Quick Look Reports will look at a possible dominant trend in an Index, Equity or Commodity and some possible long-term (monthly/yearly) trends which could emerge from the dominant cycle(s) (the datasets will be either daily, weekly or monthly). Quick Look Report # 17 looks at the daily closing prices of the Nikkei Index (N225) from 1992 through Dec 2005. 
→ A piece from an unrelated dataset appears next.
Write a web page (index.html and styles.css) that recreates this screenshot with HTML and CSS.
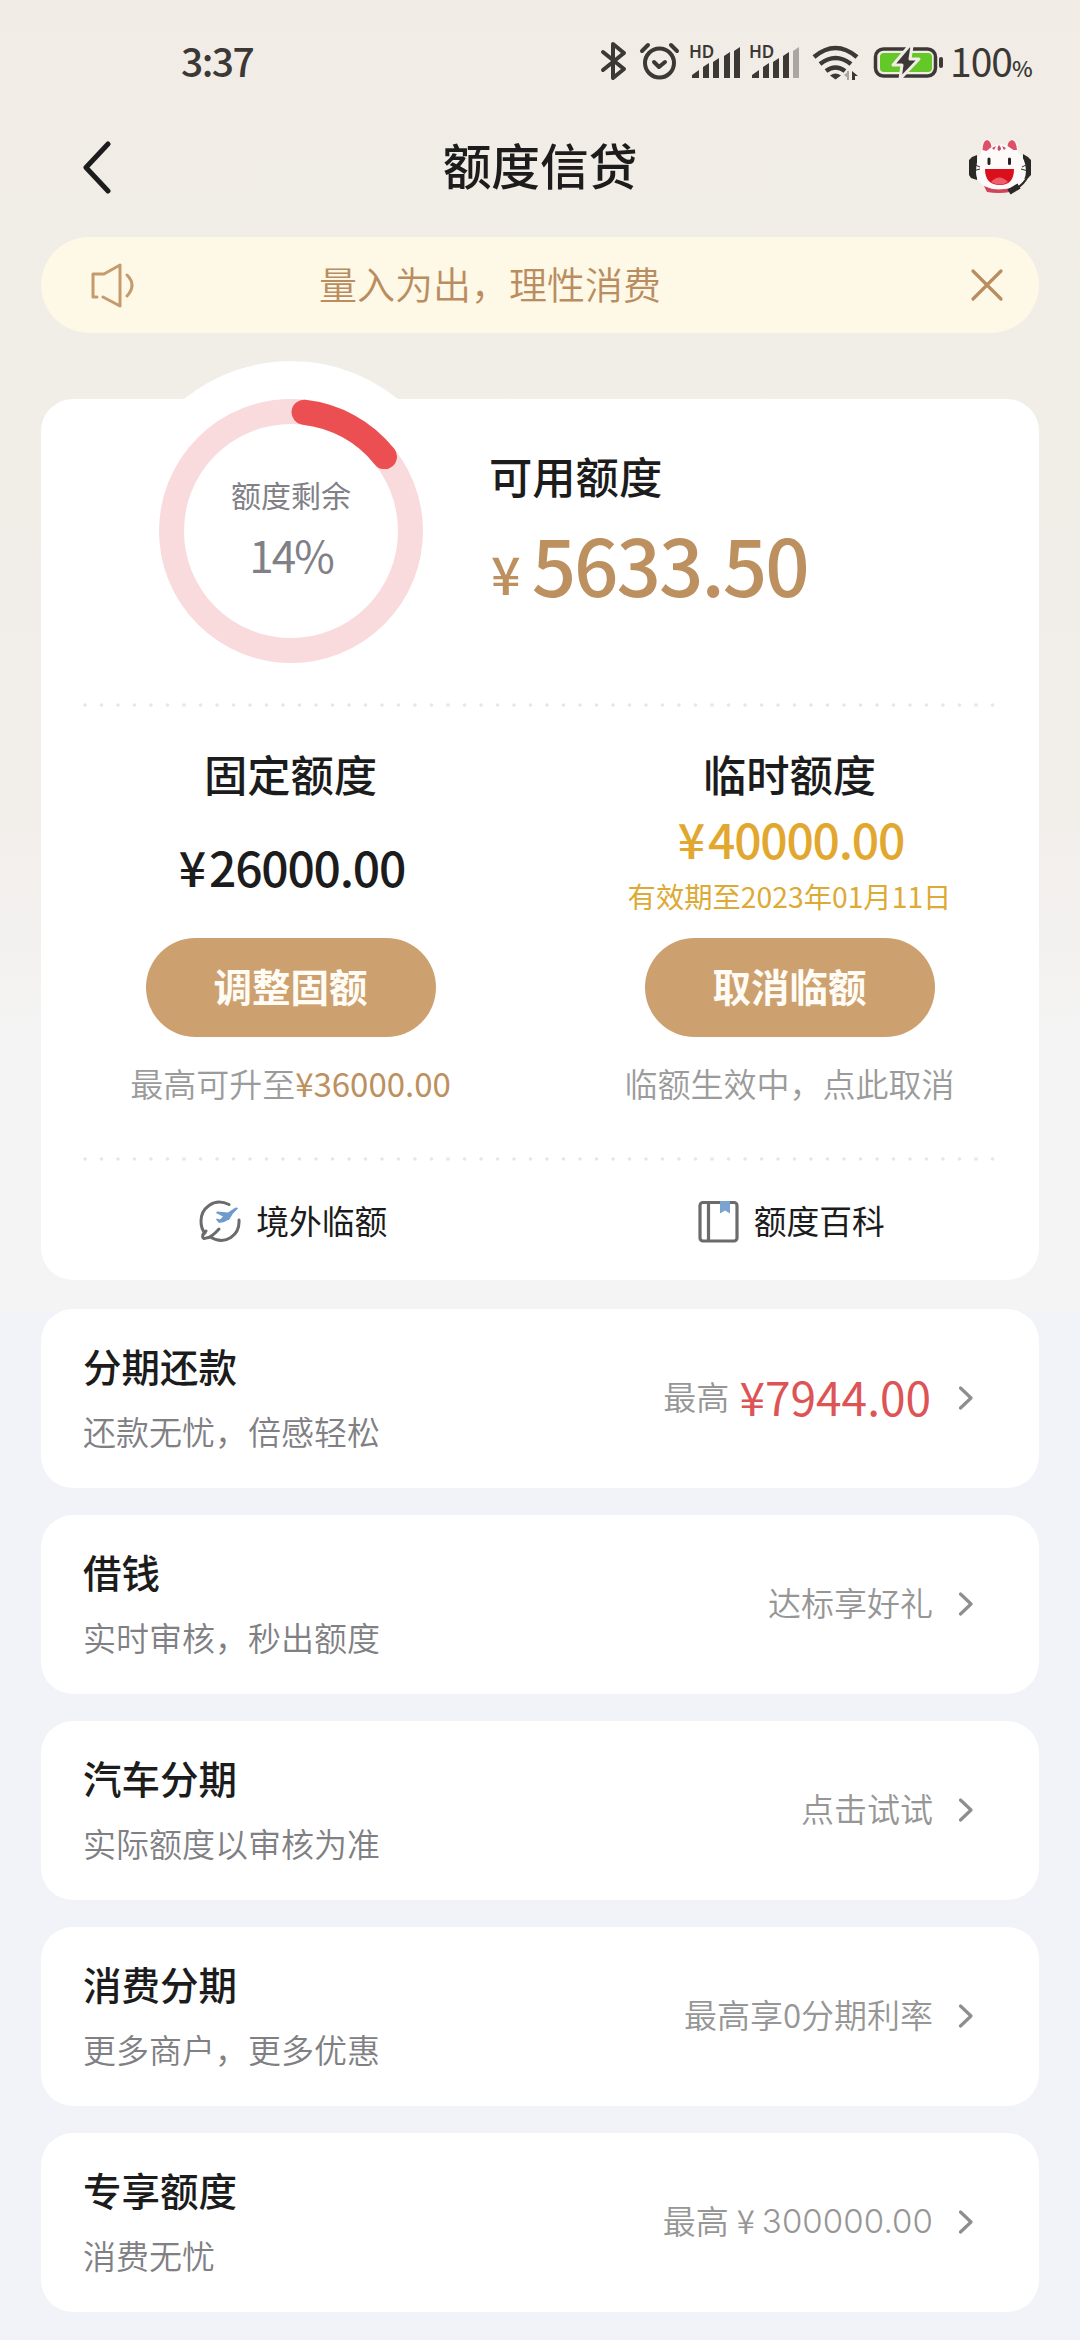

The seven primary daily cycles in the daily Nikkei are: 90, 190, 240, 346, 440, 940 and 1800+ days.  The major cycle in the Nikkei is the 940-day cycle (see also comments in Quick Look Report  #16 regarding the AMEX Natural Gas Index cycle at 940-days). There are also seven smaller “trading” cycles at 5, 7, 12, 19, 24, 35 and 54 days. In particular, the 11, 19 and 54 day cycles show up in many equities, indexes and commodities in a “rally mode”. This type of approach always seems to find seven large “trending” cycles in virtually all major Indexes/commodities and seven smaller “trading” cycles which has the consequence that none of these markets are actually random but appear to be the direct consequence of world political and Central Bank “monetary policies” by phasing of M3 cycles and commodity (energy) cycles worldwide. This phasing of major cycles appears in the Nikkei and there has been a significant shift in the overall curve (trendline) in the past eight weeks which usually reflects (pending) major currency/bond changes (yield curve inverting?).

Chart 1 shows the correspondence between the actual daily closing prices of the Nikkei versus the seven major and minor daily cycles in the Nikkei Index over the period from 1992-2005.  The longest cycle in this prediction is the 1800+-day cycle. The cycles match the overall waveform within 5% for all values and the average difference is less than 2%.

Chart 2 presents the 935-day cycle in the Nikkei Index and suggests: “the Nikkei tends to form a bottom when this major cycle bottoms!”. A huge trading-type cycle at 935-days also exists in the AMEX XNG since 1994 (and much earlier). 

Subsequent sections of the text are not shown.